Today’s boycotts are toothless and nearly invisible. Ever heard of Dump Starbucks, founded by the National Organization for Marriage (footnote 3)? Of course you haven’t. No one has. And Starbucks certainly isn’t seeing any affect from this boycott — since the company announced its support of marriage equality in early 2012, its stock price has doubled.

All this makes me smile. Maybe a little too much. But you have to admit there’s a lot of justice in the fact that even the most vile hate groups like the American Family Association (footnote 4) are forced to rely on products and services made by companies that promote the values of fairness and equality for LGBT people.
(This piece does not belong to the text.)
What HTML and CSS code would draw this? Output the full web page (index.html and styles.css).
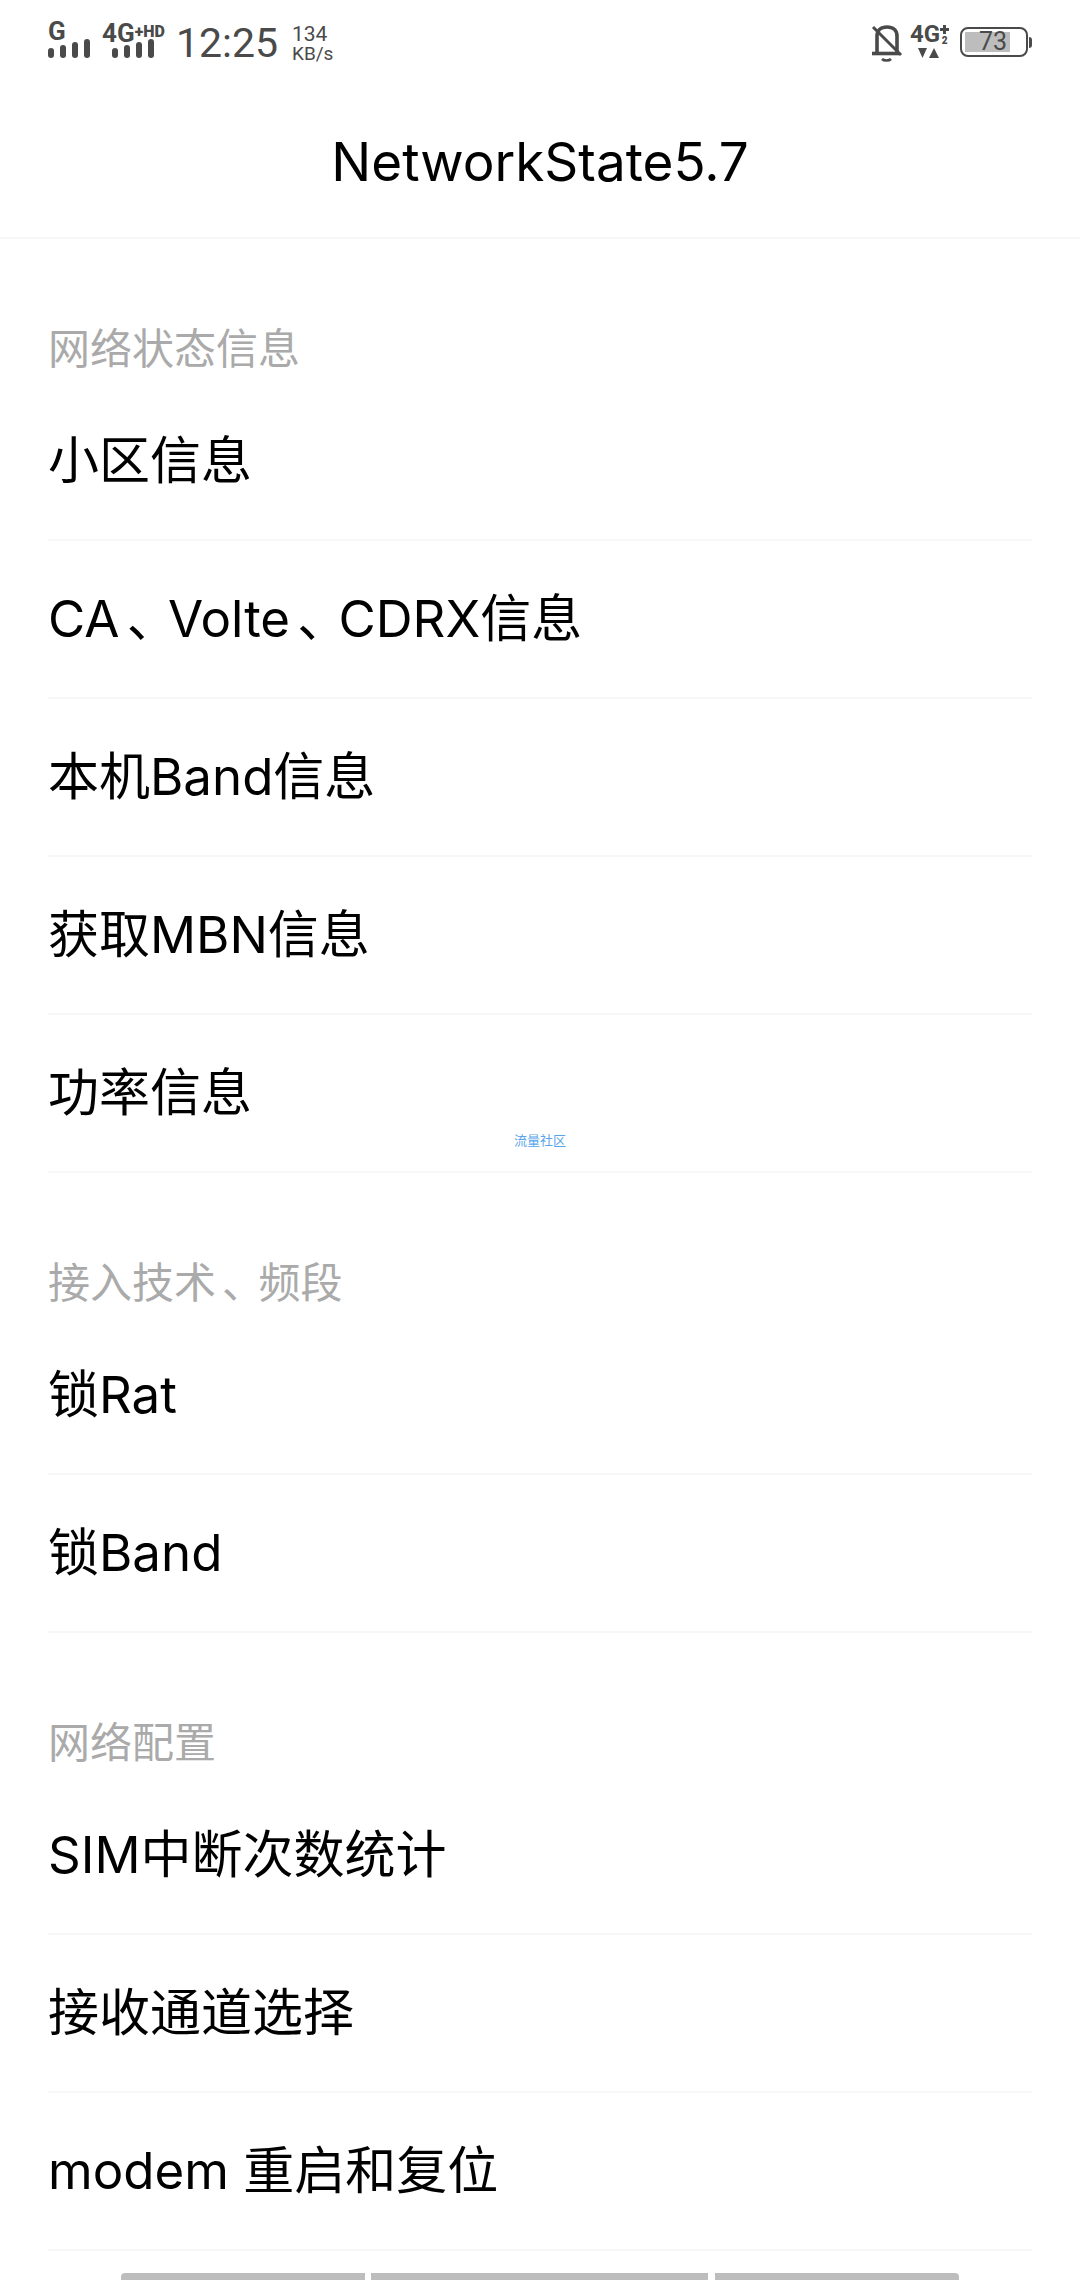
FILE: index.html
```html
<!DOCTYPE html>
<html lang="zh-CN">

<head>
    <meta charset="UTF-8">
    <meta name="viewport" content="width=device-width, initial-scale=1.0">
    <title>NetworkState5.7</title>
    <link rel="stylesheet" href="styles.css">
</head>

<body>

    <div class="screen">
        <!-- Status bar -->
        <div class="status-bar">
            <div class="status-left">
                <div class="signal signal-g">
                    <div class="signal-label">G</div>
                    <div class="bars"><i></i><i></i><i></i><i></i></div>
                </div>
                <div class="signal signal-4g">
                    <div class="signal-label">4G<span class="signal-extra">+HD</span></div>
                    <div class="bars"><i></i><i></i><i></i><i></i></div>
                </div>
                <div class="clock">12:25</div>
                <div class="speed">
                    <div class="speed-num">134</div>
                    <div>KB/s</div>
                </div>
            </div>
            <div class="status-right">
                <svg class="bell" width="34" height="38" viewBox="0 0 34 38" fill="none" stroke="#4a4a4a" stroke-width="3.6">
                    <path d="M7 28V12C7 6 11 3 17 3s10 3 10 9v16"/>
                    <path d="M2 29.5h27"/>
                    <path d="M12 35c2 2 7 2 9 0" stroke-width="2.6"/>
                    <path d="M3 3l28 28" stroke-width="3"/>
                </svg>
                <div class="net">
                    <div class="net-label">4G<span class="net-side">
                        <svg width="9" height="9" viewBox="0 0 9 9" stroke="#4a4a4a" stroke-width="3"><path d="M4.5 0v9M0 4.5h9"/></svg>
                        <b>2</b>
                    </span></div>
                    <svg class="net-arrows" width="21" height="10" viewBox="0 0 21 10" fill="#4a4a4a">
                        <path d="M0 0h9L4.5 10z"/>
                        <path d="M11 10h10L16 0z"/>
                    </svg>
                </div>
                <div class="battery">
                    <div class="battery-body">
                        <div class="battery-fill" style="width: 78%"></div>
                        <div class="battery-text">73</div>
                    </div>
                    <div class="battery-nub"></div>
                </div>
            </div>
        </div>

        <!-- Title -->
        <div class="title-bar">NetworkState5.7</div>

        <!-- Settings list -->
        <div class="section-title">网络状态信息</div>
        <div class="row">小区信息</div>
        <div class="row">CA<span class="comma">、</span>Volte<span class="comma">、</span>CDRX信息</div>
        <div class="row">本机Band信息</div>
        <div class="row">获取MBN信息</div>
        <div class="row">功率信息</div>

        <div class="section-title">接入技术<span class="comma">、</span>频段</div>
        <div class="row">锁Rat</div>
        <div class="row">锁Band</div>

        <div class="section-title">网络配置</div>
        <div class="row">SIM中断次数统计</div>
        <div class="row">接收通道选择</div>
        <div class="row">modem 重启和复位</div>

        <div class="scroll-tabs">
            <div class="tab tab-left"></div>
            <div class="tab tab-mid"></div>
            <div class="tab tab-right"></div>
        </div>

        <div class="watermark">流量社区</div>
    </div>

</body>

</html>
```

FILE: styles.css
```css
/* Global Styles */
body {
    margin: 0;
    padding: 0;
    background-color: #fff;
    font-family: 'Inter', 'Noto Sans CJK SC', sans-serif;
}

.screen {
    position: relative;
    width: 1080px;
    height: 2280px;
    overflow: hidden;
    background-color: #fff;
    color: #000;
}

/* Status bar */
.status-bar {
    display: flex;
    justify-content: space-between;
    height: 80px;
    padding: 0 48px;
    color: #4a4a4a;
}

.status-left {
    display: flex;
    align-items: flex-start;
    padding-top: 23px;
}

.signal {
    display: flex;
    flex-direction: column;
    width: 54px;
}

.signal-4g {
    width: 62px;
    margin-right: 14px;
}

.signal-label {
    height: 16px;
    font-family: 'Roboto', sans-serif;
    font-size: 26px;
    font-weight: 700;
    line-height: 17px;
    white-space: nowrap;
}

.signal-extra {
    font-size: 16px;
    font-weight: 900;
    vertical-align: 5px;
}

.bars {
    display: flex;
    gap: 6px;
}

.bars i {
    display: block;
    width: 6px;
    height: 10px;
    margin-top: 9px;
    background-color: #4a4a4a;
    border-radius: 3px;
}

.bars i:nth-child(2) {
    height: 13px;
    margin-top: 6px;
}

.bars i:nth-child(3) {
    height: 16px;
    margin-top: 3px;
}

.bars i:nth-child(4) {
    height: 19px;
    margin-top: 0;
}

.signal-4g .bars {
    padding-left: 10px;
}

.clock {
    width: 116px;
    margin: -2px 0 0 -2px;
    font-family: 'Roboto', sans-serif;
    font-size: 41px;
    line-height: 44px;
}

.speed {
    font-family: 'Roboto', sans-serif;
    font-size: 19px;
    line-height: 20px;
    margin-top: 1px;
}

.speed-num {
    font-size: 21px;
}

.status-right {
    display: flex;
    align-items: flex-start;
    padding-top: 24px;
}

.bell {
    margin-right: 6px;
}

.net {
    width: 50px;
}

.net-label {
    display: flex;
    height: 22px;
    font-family: 'Roboto', sans-serif;
    font-size: 24px;
    font-weight: 700;
    line-height: 20px;
}

.net-side {
    display: flex;
    flex-direction: column;
    align-items: center;
    margin-top: 1px;
    font-size: 10px;
    line-height: 10px;
}

.net-side svg {
    display: block;
    margin-bottom: 2px;
}

.net-arrows {
    display: block;
    margin: 2px 0 0 8px;
}

.battery {
    display: flex;
    align-items: center;
    margin-top: 3px;
}

.battery-body {
    position: relative;
    box-sizing: border-box;
    width: 68px;
    height: 30px;
    padding: 3px;
    border: 2px solid #4a4a4a;
    border-radius: 8px;
}

.battery-fill {
    height: 100%;
    background-color: #bdbdbd;
}

.battery-text {
    position: absolute;
    top: 0;
    left: 0;
    width: 62px;
    font-family: 'Roboto', sans-serif;
    font-size: 25px;
    line-height: 26px;
    text-align: center;
}

.battery-nub {
    width: 3px;
    height: 11px;
    margin-left: 1px;
    background-color: #4a4a4a;
    border-radius: 0 4px 4px 0;
}

/* Title */
.title-bar {
    box-sizing: border-box;
    height: 159px;
    padding-top: 48px;
    border-bottom: 2px solid #f7f7f7;
    font-size: 53px;
    line-height: 68px;
    text-align: center;
}

/* List */
.section-title {
    box-sizing: border-box;
    height: 144px;
    padding: 84px 48px 0;
    color: #aaa;
    font-size: 42px;
    line-height: 52px;
}

.row {
    box-sizing: border-box;
    height: 158px;
    margin: 0 48px;
    padding-top: 44px;
    border-bottom: 2px solid #f7f7f7;
    font-size: 51px;
    line-height: 68px;
}

/* The comma sits nearer the middle of its cell than the font draws it */
.comma {
    font-feature-settings: "palt";
    padding: 0 0.36em 0 0.15em;
}

.row .comma {
    padding-right: 0.3em;
}

/* Horizontal scroll marks at the bottom edge */
.scroll-tabs {
    display: flex;
    gap: 6px;
    margin: 22px 0 0 121px;
}

.tab {
    height: 7px;
    background-color: #bdbdbd;
}

.tab-left {
    width: 244px;
    border-radius: 4px 0 0 0;
}

.tab-mid {
    width: 337px;
}

.tab-right {
    width: 244px;
    margin-left: 1px;
    border-radius: 0 4px 0 0;
}

.watermark {
    position: absolute;
    top: 1131px;
    left: 0;
    width: 100%;
    color: #5aa5ea;
    font-size: 13px;
    line-height: 18px;
    text-align: center;
}
```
Oh, and remember that boycott against Disney? Guess which company scored a perfect 100 on the Corporate Equality Index — again? That’s right: Disney.

1. Gay Days is not a Disney-sponsored event — but you can’t ignore how much rainbow-themed Disney merchandise is suddenly available around the first weekend in June.
2. And especially steamy, explicit gay programming in its new show, “How to Get Away with Murder.” As a straight man in the 1940s might say, va-va-va-voom.
3. Or, as it should be called, the National Organization for Opposite-Sex Marriage Only, or the National Organization Against Marriage Equality.
4. Certified as a hate group by the Southern Poverty Law Center.
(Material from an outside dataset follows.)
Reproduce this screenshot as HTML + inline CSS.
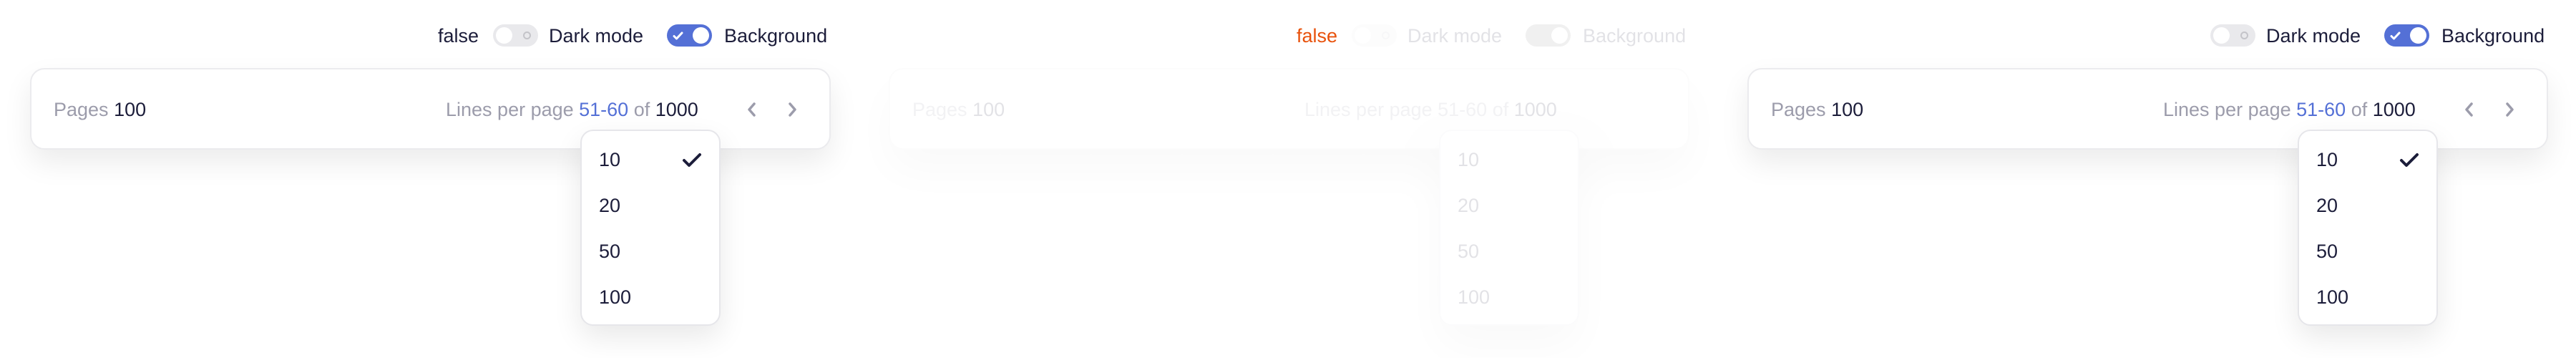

Off topic: Hooray for my hometown

Florida lags behind the times when it comes to LGBT protections. As you might know, it’s perfectly legal for an employer to fire you simply for being gay, lesbian, bisexual, or transgender (footnote 1).

However, several cities have stepped up to the plate to provide the protections that the state does not. And, in a recently released report, my hometown of Tampa, Fla., is one of the cities leading the way, scoring 97 on the HRC’s Municipal Equality Index. Just across the bay, St. Petersburg scored a perfect 100. The average for cities in Florida is 65 (footnote 2).

These two cities are moving very quickly to reduce discrimination and promote a pro-equality agenda. One year ago, Tampa scored 89 and St. Petersburg got only 66.

The scores are important because they’re a clear signal to everyone that these cities are welcoming places for LGBT people to live and work. Businesses can’t afford to lose talented workers because of discrimination at any level of government. While I don’t think these scores are going to change the tone in Tallahassee (footnote 3), they represent real points of progress.

1. And, after last week’s disappointing election, it’s foolish to think that the state legislature is going to change this any time soon.
2. Read the Tampa Bay Times’ article here.
3. See footnote 1.

The relationship between LGBT people and GDP

A new study suggests that acceptance and strong protections for LGBT people promote economic growth in developing countries. The study, conducted by the U.S. Agency for International Development and UCLA’s School of Law, looked at 29 countries with varying records of treating LGBT people. The study concludes that countries that have decriminalized same-sex acts and enacted anti-discrimination laws have a per capita GDP of $1,763 more than countries that still discriminate.

A good reminder that LGBT equality isn’t just good for business — it’s good for the economy too.

Newsflash: LGBT people like gift cards

When my husband and I got married, we received plenty of gift cards — but none with a rainbow flag, or depicting two grooms together. That was several years ago. Today, retailers have caught on to the fact that LGBT people are getting married and starting families. In response, they’re offering new LGBT-friendly e-gift cards, like the ones shown here from Target and Amazon.

gift card

Target e-gift card

I think this is a good first step for retailers, but they need to do more to prove their commitment to LGBT customers. I think there should be physical LGBT-friendly gift cards sold in stores (footnote 1). The e-gift cards are good, but they’re hidden to people who aren’t looking for them. Physical cards would show the shopping public that (a) the retailer is LGBT friendly and (b) LGBT people enjoy receiving gifts.

1. Well, not in Amazon’s case. They don’t have brick-and-mortar stores.